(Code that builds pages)

⟨

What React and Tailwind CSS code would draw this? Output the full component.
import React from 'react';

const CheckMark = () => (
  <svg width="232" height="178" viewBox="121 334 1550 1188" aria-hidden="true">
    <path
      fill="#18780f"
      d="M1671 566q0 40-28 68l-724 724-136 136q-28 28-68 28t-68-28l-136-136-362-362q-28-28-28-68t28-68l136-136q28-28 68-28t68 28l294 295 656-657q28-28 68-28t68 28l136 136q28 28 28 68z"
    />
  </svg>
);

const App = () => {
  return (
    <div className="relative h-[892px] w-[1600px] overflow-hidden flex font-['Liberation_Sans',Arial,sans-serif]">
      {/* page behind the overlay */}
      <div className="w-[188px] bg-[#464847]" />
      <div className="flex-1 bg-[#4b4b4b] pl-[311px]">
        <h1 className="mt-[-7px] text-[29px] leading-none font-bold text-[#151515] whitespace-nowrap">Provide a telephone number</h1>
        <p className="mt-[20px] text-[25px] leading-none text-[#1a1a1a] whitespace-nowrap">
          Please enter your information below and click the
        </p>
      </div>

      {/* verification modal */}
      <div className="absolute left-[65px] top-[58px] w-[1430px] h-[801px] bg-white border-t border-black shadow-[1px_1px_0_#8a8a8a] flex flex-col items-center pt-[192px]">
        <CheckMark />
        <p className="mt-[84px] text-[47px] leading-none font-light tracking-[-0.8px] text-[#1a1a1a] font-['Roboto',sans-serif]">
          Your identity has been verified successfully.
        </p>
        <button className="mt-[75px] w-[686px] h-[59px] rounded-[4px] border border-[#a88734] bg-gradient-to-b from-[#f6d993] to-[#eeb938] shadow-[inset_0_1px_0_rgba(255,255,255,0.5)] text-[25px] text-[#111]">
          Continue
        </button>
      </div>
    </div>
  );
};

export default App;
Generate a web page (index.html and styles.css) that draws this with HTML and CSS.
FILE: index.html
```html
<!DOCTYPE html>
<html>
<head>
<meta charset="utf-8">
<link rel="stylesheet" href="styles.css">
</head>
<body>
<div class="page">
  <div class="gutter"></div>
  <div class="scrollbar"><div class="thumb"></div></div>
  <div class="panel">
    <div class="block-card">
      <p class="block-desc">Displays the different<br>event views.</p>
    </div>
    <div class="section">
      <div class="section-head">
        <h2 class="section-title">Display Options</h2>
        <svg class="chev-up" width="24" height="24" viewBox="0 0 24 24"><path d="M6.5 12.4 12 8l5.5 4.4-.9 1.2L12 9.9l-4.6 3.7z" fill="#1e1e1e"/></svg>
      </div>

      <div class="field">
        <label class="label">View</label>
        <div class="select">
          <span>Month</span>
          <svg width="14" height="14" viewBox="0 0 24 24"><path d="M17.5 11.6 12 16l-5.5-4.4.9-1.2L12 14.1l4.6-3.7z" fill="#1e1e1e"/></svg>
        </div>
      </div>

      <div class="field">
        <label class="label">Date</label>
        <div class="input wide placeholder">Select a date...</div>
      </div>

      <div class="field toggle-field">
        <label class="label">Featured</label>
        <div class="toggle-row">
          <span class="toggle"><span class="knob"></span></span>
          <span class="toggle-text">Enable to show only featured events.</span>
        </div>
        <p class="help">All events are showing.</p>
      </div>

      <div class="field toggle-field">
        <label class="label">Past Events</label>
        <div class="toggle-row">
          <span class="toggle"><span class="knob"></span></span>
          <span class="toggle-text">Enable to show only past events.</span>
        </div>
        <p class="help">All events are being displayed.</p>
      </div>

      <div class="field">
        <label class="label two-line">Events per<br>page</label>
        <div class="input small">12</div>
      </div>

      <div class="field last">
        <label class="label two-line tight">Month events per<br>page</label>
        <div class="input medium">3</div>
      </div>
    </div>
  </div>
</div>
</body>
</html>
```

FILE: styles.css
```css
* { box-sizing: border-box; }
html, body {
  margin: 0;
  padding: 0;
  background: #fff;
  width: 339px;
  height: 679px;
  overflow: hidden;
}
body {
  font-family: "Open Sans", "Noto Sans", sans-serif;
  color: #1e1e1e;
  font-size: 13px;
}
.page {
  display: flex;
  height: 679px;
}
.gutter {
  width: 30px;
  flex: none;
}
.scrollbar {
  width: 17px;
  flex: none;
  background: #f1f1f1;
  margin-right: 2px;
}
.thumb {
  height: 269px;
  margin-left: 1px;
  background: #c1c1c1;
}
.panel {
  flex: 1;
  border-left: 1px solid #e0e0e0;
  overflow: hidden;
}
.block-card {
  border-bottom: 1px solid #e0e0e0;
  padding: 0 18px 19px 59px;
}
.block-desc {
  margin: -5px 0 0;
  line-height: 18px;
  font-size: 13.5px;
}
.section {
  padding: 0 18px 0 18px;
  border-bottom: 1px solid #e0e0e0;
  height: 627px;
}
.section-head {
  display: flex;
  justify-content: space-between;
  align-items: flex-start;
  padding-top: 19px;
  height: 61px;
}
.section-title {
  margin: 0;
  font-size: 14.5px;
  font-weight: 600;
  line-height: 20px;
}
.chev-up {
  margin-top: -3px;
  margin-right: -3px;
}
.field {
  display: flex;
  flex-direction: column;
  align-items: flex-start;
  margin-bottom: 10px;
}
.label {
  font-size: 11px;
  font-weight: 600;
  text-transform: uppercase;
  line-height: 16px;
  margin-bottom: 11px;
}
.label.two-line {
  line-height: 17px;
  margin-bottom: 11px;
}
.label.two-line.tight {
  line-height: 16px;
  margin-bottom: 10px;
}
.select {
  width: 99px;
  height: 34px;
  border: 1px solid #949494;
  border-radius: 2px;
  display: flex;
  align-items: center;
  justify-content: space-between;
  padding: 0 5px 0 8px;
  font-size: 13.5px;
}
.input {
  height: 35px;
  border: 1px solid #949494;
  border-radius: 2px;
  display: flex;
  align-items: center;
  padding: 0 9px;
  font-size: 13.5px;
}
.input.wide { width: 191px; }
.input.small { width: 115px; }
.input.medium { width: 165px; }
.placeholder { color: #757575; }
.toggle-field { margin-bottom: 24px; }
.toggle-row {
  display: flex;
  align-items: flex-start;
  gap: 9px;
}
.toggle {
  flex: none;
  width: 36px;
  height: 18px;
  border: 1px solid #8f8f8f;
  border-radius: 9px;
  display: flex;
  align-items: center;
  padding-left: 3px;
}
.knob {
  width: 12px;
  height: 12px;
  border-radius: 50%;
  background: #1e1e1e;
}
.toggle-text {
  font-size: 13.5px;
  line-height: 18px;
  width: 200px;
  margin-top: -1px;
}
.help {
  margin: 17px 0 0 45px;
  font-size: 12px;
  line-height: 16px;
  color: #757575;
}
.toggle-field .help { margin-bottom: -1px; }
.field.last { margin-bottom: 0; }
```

⟩

■ GIVEN TASK
Only the lines from the top of the data through the line that contains "import React from 'react';" should be quoted, exactly as they stand.

■ WRITTEN ANSWER
What React and Tailwind CSS code would draw this? Output the full component.
import React from 'react';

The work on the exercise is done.